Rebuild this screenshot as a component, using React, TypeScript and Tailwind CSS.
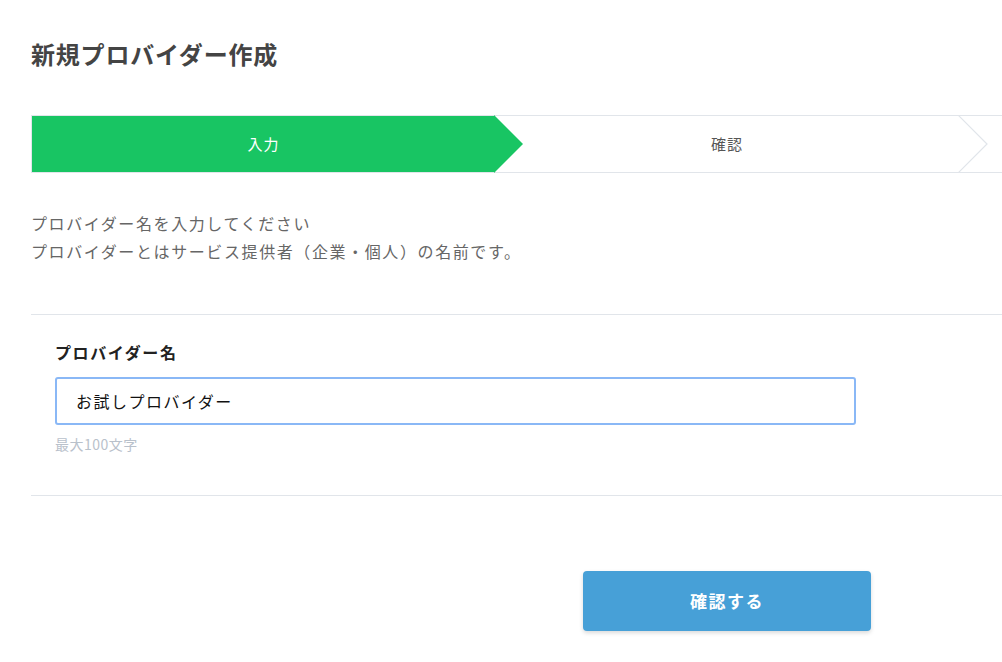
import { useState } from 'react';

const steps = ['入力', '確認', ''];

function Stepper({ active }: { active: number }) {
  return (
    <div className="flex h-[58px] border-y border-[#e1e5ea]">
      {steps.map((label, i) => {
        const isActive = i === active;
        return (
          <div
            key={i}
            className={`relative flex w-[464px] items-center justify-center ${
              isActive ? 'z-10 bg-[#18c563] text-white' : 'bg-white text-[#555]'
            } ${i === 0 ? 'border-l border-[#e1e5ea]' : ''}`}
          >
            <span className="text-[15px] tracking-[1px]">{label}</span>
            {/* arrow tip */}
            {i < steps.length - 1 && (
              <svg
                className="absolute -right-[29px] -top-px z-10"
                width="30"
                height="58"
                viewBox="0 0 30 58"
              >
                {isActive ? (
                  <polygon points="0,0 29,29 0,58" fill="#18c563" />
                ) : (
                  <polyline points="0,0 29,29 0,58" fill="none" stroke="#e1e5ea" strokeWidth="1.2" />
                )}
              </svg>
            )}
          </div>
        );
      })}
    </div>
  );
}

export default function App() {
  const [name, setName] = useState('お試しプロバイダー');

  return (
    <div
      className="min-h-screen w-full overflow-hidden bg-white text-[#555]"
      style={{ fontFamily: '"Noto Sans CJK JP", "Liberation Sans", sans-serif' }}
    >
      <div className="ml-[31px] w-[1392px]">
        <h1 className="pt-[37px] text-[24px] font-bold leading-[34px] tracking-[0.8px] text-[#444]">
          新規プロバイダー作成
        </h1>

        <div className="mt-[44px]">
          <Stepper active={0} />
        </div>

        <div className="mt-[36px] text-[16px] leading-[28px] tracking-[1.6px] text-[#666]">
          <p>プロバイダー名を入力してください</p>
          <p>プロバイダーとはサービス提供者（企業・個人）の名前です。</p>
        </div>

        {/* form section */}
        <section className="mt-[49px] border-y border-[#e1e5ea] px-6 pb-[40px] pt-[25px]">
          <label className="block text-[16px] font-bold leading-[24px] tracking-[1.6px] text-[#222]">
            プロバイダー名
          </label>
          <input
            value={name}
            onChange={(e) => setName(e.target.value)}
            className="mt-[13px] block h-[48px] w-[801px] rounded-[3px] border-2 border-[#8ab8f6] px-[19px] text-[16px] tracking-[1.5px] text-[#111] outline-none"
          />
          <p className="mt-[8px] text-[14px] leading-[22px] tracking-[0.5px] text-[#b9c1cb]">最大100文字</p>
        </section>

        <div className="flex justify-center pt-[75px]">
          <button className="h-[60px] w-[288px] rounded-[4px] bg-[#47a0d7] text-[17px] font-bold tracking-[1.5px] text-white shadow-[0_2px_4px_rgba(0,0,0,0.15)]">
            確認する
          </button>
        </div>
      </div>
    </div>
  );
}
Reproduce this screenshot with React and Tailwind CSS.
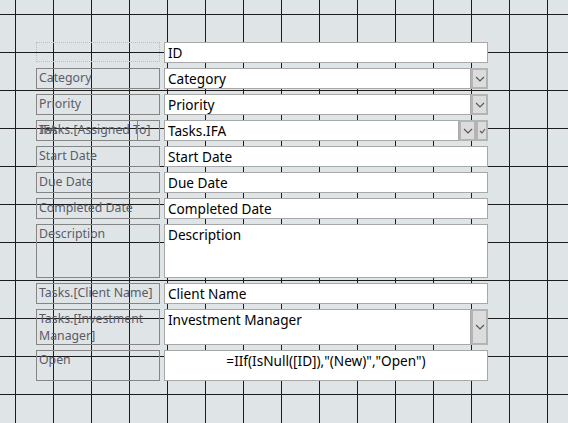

┄┄┄┄┄┄┄┄┄┄

* PROBLEM DETAILS:
Repeat each line of the records above exactly, but do not copy the pictures.

* CORRECT RESPONSE:
Rebuild this screenshot as a component, using React, TypeScript and Tailwind CSS.
import { useState } from 'react';

const steps = ['入力', '確認', ''];

function Stepper({ active }: { active: number }) {
  return (
    <div className="flex h-[58px] border-y border-[#e1e5ea]">
      {steps.map((label, i) => {
        const isActive = i === active;
        return (
          <div
            key={i}
            className={`relative flex w-[464px] items-center justify-center ${
              isActive ? 'z-10 bg-[#18c563] text-white' : 'bg-white text-[#555]'
            } ${i === 0 ? 'border-l border-[#e1e5ea]' : ''}`}
          >
            <span className="text-[15px] tracking-[1px]">{label}</span>
            {/* arrow tip */}
            {i < steps.length - 1 && (
              <svg
                className="absolute -right-[29px] -top-px z-10"
                width="30"
                height="58"
                viewBox="0 0 30 58"
              >
                {isActive ? (
                  <polygon points="0,0 29,29 0,58" fill="#18c563" />
                ) : (
                  <polyline points="0,0 29,29 0,58" fill="none" stroke="#e1e5ea" strokeWidth="1.2" />
                )}
              </svg>
            )}
          </div>
        );
      })}
    </div>
  );
}

export default function App() {
  const [name, setName] = useState('お試しプロバイダー');

  return (
    <div
      className="min-h-screen w-full overflow-hidden bg-white text-[#555]"
      style={{ fontFamily: '"Noto Sans CJK JP", "Liberation Sans", sans-serif' }}
    >
      <div className="ml-[31px] w-[1392px]">
        <h1 className="pt-[37px] text-[24px] font-bold leading-[34px] tracking-[0.8px] text-[#444]">
          新規プロバイダー作成
        </h1>

        <div className="mt-[44px]">
          <Stepper active={0} />
        </div>

        <div className="mt-[36px] text-[16px] leading-[28px] tracking-[1.6px] text-[#666]">
          <p>プロバイダー名を入力してください</p>
          <p>プロバイダーとはサービス提供者（企業・個人）の名前です。</p>
        </div>

        {/* form section */}
        <section className="mt-[49px] border-y border-[#e1e5ea] px-6 pb-[40px] pt-[25px]">
          <label className="block text-[16px] font-bold leading-[24px] tracking-[1.6px] text-[#222]">
            プロバイダー名
          </label>
          <input
            value={name}
            onChange={(e) => setName(e.target.value)}
            className="mt-[13px] block h-[48px] w-[801px] rounded-[3px] border-2 border-[#8ab8f6] px-[19px] text-[16px] tracking-[1.5px] text-[#111] outline-none"
          />
          <p className="mt-[8px] text-[14px] leading-[22px] tracking-[0.5px] text-[#b9c1cb]">最大100文字</p>
        </section>

        <div className="flex justify-center pt-[75px]">
          <button className="h-[60px] w-[288px] rounded-[4px] bg-[#47a0d7] text-[17px] font-bold tracking-[1.5px] text-white shadow-[0_2px_4px_rgba(0,0,0,0.15)]">
            確認する
          </button>
        </div>
      </div>
    </div>
  );
}
Reproduce this screenshot with React and Tailwind CSS.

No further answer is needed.